→ **GOAL**
Each record below should be output verbatim, without pictures.
--- start of EXTRACTED MATERIAL ---
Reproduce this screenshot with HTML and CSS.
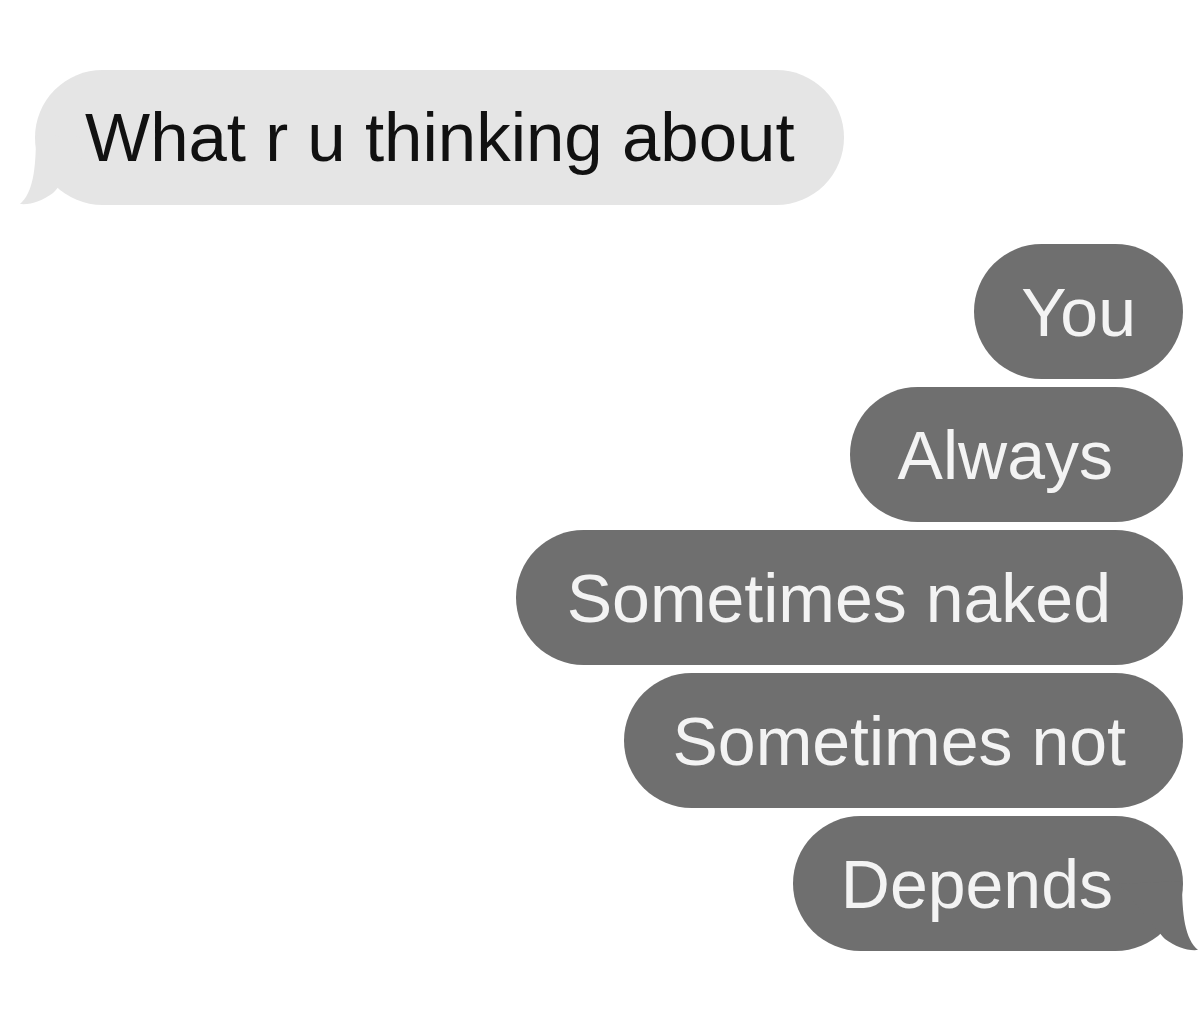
FILE: index.html
```html
<!DOCTYPE html>
<html lang="en">
<head>
<meta charset="utf-8">
<title>Messages</title>
<link rel="stylesheet" href="styles.css">
</head>
<body>
<main class="chat">
  <div class="bubble in">
    <span>What r u thinking about</span>
    <svg class="tail tail-left" viewBox="0 0 80 80" aria-hidden="true"><path d="M63 10 C63 44 66 68 79 79 C68 80 57 76 46 68 L44 66 L0 13 Z"/></svg>
  </div>
  <div class="outgoing">
    <div class="bubble out pr-s">You</div>
    <div class="bubble out">Always</div>
    <div class="bubble out pr-l">Sometimes naked</div>
    <div class="bubble out pr-m">Sometimes not</div>
    <div class="bubble out last">
      <span>Depends</span>
      <svg class="tail tail-right" viewBox="0 0 80 80" aria-hidden="true"><path d="M63 10 C63 44 66 68 79 79 C68 80 57 76 46 68 L44 66 L0 13 Z"/></svg>
    </div>
  </div>
</main>
</body>
</html>
```

FILE: styles.css
```css
html, body {
  margin: 0;
  padding: 0;
  background: #ffffff;
}

body {
  font-family: "Liberation Sans", Arial, sans-serif;
  width: 1200px;
  height: 1033px;
  overflow: hidden;
}

.chat {
  display: flex;
  flex-direction: column;
  padding: 70px 17px 0 35px;
}

.bubble {
  position: relative;
  display: flex;
  align-items: center;
  height: 135px;
  border-radius: 68px;
  white-space: nowrap;
  box-sizing: border-box;
}

.bubble span {
  position: relative;
  z-index: 1;
}

.in {
  align-self: flex-start;
  background: #e5e5e5;
  color: #111111;
  font-size: 69px;
  padding: 0 49px 0 50px;
}

.outgoing {
  display: flex;
  flex-direction: column;
  align-items: flex-end;
  gap: 8px;
  margin-top: 39px;
}

.out {
  background: #6f6f6f;
  color: #f3f3f3;
  font-size: 68px;
  padding: 0 70px 0 48px;
}

.out.pr-s { padding-right: 47px; padding-left: 47px; }
.out.pr-m { padding-right: 57px; }
.out.pr-l { padding-right: 72px; padding-left: 51px; }

.tail {
  position: absolute;
  bottom: 0;
  width: 80px;
  height: 80px;
  z-index: 0;
}

.tail-right {
  right: -16px;
  fill: #6f6f6f;
}

.tail-left {
  left: -16px;
  fill: #e5e5e5;
  transform: scaleX(-1);
}
```
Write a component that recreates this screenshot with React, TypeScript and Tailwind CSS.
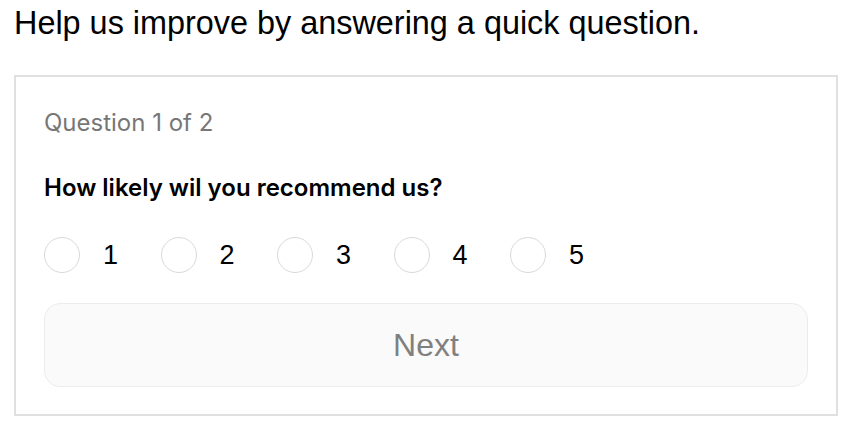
export default function App() {
  const opts = [1, 2, 3, 4, 5];
  return (
    <div className="w-[856px] h-[430px] bg-white" style={{ fontFamily: "'Liberation Sans', Arial, sans-serif" }}>
      <div className="px-[14px] pt-[5px]">
        <h1 className="text-[32.4px] leading-[36px] text-black">Help us improve by answering a quick question.</h1>
        <div className="mt-[34px] w-[824px] border-2 border-[#e0e0e0] px-[28px] pt-[31px] pb-[27px]">
          <div className="text-[24px] leading-[30px] text-[#777]" style={{ fontFamily: "Inter, 'Liberation Sans', sans-serif" }}>Question 1 of 2</div>
          <div className="mt-[35px] text-[24px] leading-[30px] font-semibold text-black" style={{ fontFamily: "Inter, 'Liberation Sans', sans-serif" }}>How likely wil you recommend us?</div>
          <div className="mt-[34px] flex items-center">
            {opts.map((n) => (
              <label key={n} className="flex items-center w-[116.5px]">
                <span className="w-[36px] h-[36px] rounded-full border border-[#d9d9d9] bg-white" />
                <span className="ml-[23px] text-[27px] leading-[36px] text-black">{n}</span>
              </label>
            ))}
          </div>
          <button className="mt-[30px] w-full h-[84px] rounded-[16px] border border-[#ececec] bg-[#fafafa] text-[32px] text-[#808080]">Next</button>
        </div>
      </div>
    </div>
  );
}
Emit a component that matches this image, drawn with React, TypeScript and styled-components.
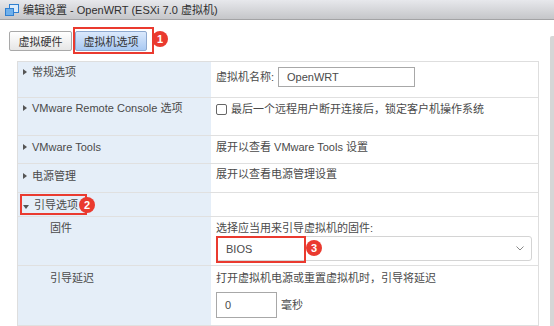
--- end of EXTRACTED MATERIAL ---
→ **THE ANSWER**
Reproduce this screenshot with HTML and CSS.
FILE: index.html
```html
<!DOCTYPE html>
<html lang="en">
<head>
<meta charset="utf-8">
<title>Messages</title>
<link rel="stylesheet" href="styles.css">
</head>
<body>
<main class="chat">
  <div class="bubble in">
    <span>What r u thinking about</span>
    <svg class="tail tail-left" viewBox="0 0 80 80" aria-hidden="true"><path d="M63 10 C63 44 66 68 79 79 C68 80 57 76 46 68 L44 66 L0 13 Z"/></svg>
  </div>
  <div class="outgoing">
    <div class="bubble out pr-s">You</div>
    <div class="bubble out">Always</div>
    <div class="bubble out pr-l">Sometimes naked</div>
    <div class="bubble out pr-m">Sometimes not</div>
    <div class="bubble out last">
      <span>Depends</span>
      <svg class="tail tail-right" viewBox="0 0 80 80" aria-hidden="true"><path d="M63 10 C63 44 66 68 79 79 C68 80 57 76 46 68 L44 66 L0 13 Z"/></svg>
    </div>
  </div>
</main>
</body>
</html>
```

FILE: styles.css
```css
html, body {
  margin: 0;
  padding: 0;
  background: #ffffff;
}

body {
  font-family: "Liberation Sans", Arial, sans-serif;
  width: 1200px;
  height: 1033px;
  overflow: hidden;
}

.chat {
  display: flex;
  flex-direction: column;
  padding: 70px 17px 0 35px;
}

.bubble {
  position: relative;
  display: flex;
  align-items: center;
  height: 135px;
  border-radius: 68px;
  white-space: nowrap;
  box-sizing: border-box;
}

.bubble span {
  position: relative;
  z-index: 1;
}

.in {
  align-self: flex-start;
  background: #e5e5e5;
  color: #111111;
  font-size: 69px;
  padding: 0 49px 0 50px;
}

.outgoing {
  display: flex;
  flex-direction: column;
  align-items: flex-end;
  gap: 8px;
  margin-top: 39px;
}

.out {
  background: #6f6f6f;
  color: #f3f3f3;
  font-size: 68px;
  padding: 0 70px 0 48px;
}

.out.pr-s { padding-right: 47px; padding-left: 47px; }
.out.pr-m { padding-right: 57px; }
.out.pr-l { padding-right: 72px; padding-left: 51px; }

.tail {
  position: absolute;
  bottom: 0;
  width: 80px;
  height: 80px;
  z-index: 0;
}

.tail-right {
  right: -16px;
  fill: #6f6f6f;
}

.tail-left {
  left: -16px;
  fill: #e5e5e5;
  transform: scaleX(-1);
}
```
Write a component that recreates this screenshot with React, TypeScript and Tailwind CSS.
export default function App() {
  const opts = [1, 2, 3, 4, 5];
  return (
    <div className="w-[856px] h-[430px] bg-white" style={{ fontFamily: "'Liberation Sans', Arial, sans-serif" }}>
      <div className="px-[14px] pt-[5px]">
        <h1 className="text-[32.4px] leading-[36px] text-black">Help us improve by answering a quick question.</h1>
        <div className="mt-[34px] w-[824px] border-2 border-[#e0e0e0] px-[28px] pt-[31px] pb-[27px]">
          <div className="text-[24px] leading-[30px] text-[#777]" style={{ fontFamily: "Inter, 'Liberation Sans', sans-serif" }}>Question 1 of 2</div>
          <div className="mt-[35px] text-[24px] leading-[30px] font-semibold text-black" style={{ fontFamily: "Inter, 'Liberation Sans', sans-serif" }}>How likely wil you recommend us?</div>
          <div className="mt-[34px] flex items-center">
            {opts.map((n) => (
              <label key={n} className="flex items-center w-[116.5px]">
                <span className="w-[36px] h-[36px] rounded-full border border-[#d9d9d9] bg-white" />
                <span className="ml-[23px] text-[27px] leading-[36px] text-black">{n}</span>
              </label>
            ))}
          </div>
          <button className="mt-[30px] w-full h-[84px] rounded-[16px] border border-[#ececec] bg-[#fafafa] text-[32px] text-[#808080]">Next</button>
        </div>
      </div>
    </div>
  );
}
Emit a component that matches this image, drawn with React, TypeScript and styled-components.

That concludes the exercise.